Pracodawcy poszukujący przyczyn wysokiego poziomu inflacji w rosnących wynagrodzeniach mieliby rację w momencie, w którym płace rosłyby nieadekwatnie do wzrostu wydajności pracy. Tak się nie dzieje, co potwierdzają dane NBP i GUS. Wydajność pracy według NBP w IV kwartale 2021 r., mimo wysokiej dynamiki wzrostu wynagrodzeń, rosła w przedsiębiorstwach w szybszym tempie niż przeciętna płaca. W I kwartale 2022 r. trend ten utrzymał się. Z kolei według danych GUS wydajność pracy w przemyśle, mierzona produkcją sprzedaną na jednego zatrudnionego, w  okresie styczeń-maj br. była o 13,0% większa niż przed rokiem przy wzroście przeciętnego miesięcznego nominalnego wynagrodzenia brutto o 11,6%.

Gdyby faktycznie płace były głównym czynnikiem zwiększającym inflację powinien wyraźnie wzrosnąć udział płac w PKB kosztem zysków przedsiębiorstw.
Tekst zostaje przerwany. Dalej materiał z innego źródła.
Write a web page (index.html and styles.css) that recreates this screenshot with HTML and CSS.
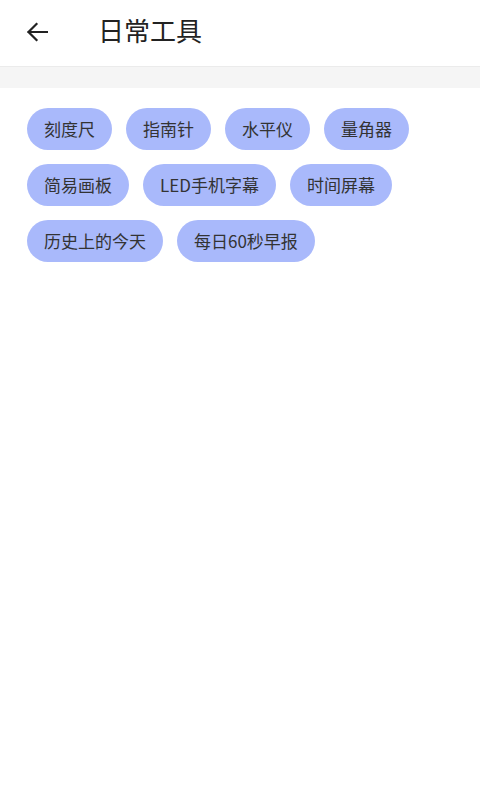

Tymczasem, według danych Eurostatu, w 2021 r. wynagrodzenia pracowników stanowiły 38,7% PKB, podczas gdy rok wcześniej 40,3%. Udział płac w PKB w  zeszłym roku zmniejszył się do poziomu, jaki ostatni raz odnotowano w 2017 r.

Dane te dowodzą, że po stronie wielu przedsiębiorców brakuje refleksji i woli do wprowadzenia zrównoważonych i etycznych rozwiązań w zakresie prowadzenia biznesu, polegających na między innymi dzieleniu się zyskami z pracownikami, szczególnie w okresie kryzysu i wysokiej inflacji.

Świadczenia emerytalno-rentowe

Zgodnie ze wspólnym stanowiskiem strony pracowników przyjętym w dniu 13  maja 2022 r., podtrzymujemy oczekiwanie, że wskaźnik wzrostu emerytur i rent w  2023 r. powinien odpowiadać wysokości wskaźnika wzrostu cen towarów i usług w  2022 r. powiększonego o co najmniej 50% realnego wzrostu przeciętnego wynagrodzenia za pracę w roku 2022.

Wobec dynamicznego wzrostu cen żywności i nośników energii w 2022 r. jeszcze bardziej aktualny staje się postulat przyjęcia rozwiązań systemowych w  zakresie waloryzacji minimalnych świadczeń emerytalno-rentowych, które najszybciej tracą siłę nabywczą. Wprawdzie dochody świadczeniobiorców są dodatkowo zasilane kolejnym świadczeniem rocznym, jednak kwoty te nie wpływają na trwały wzrost świadczeń i nie mogą stać się alternatywą do utrzymania minimalnych emerytur i rent na wystarczającym do godnego życia poziomie.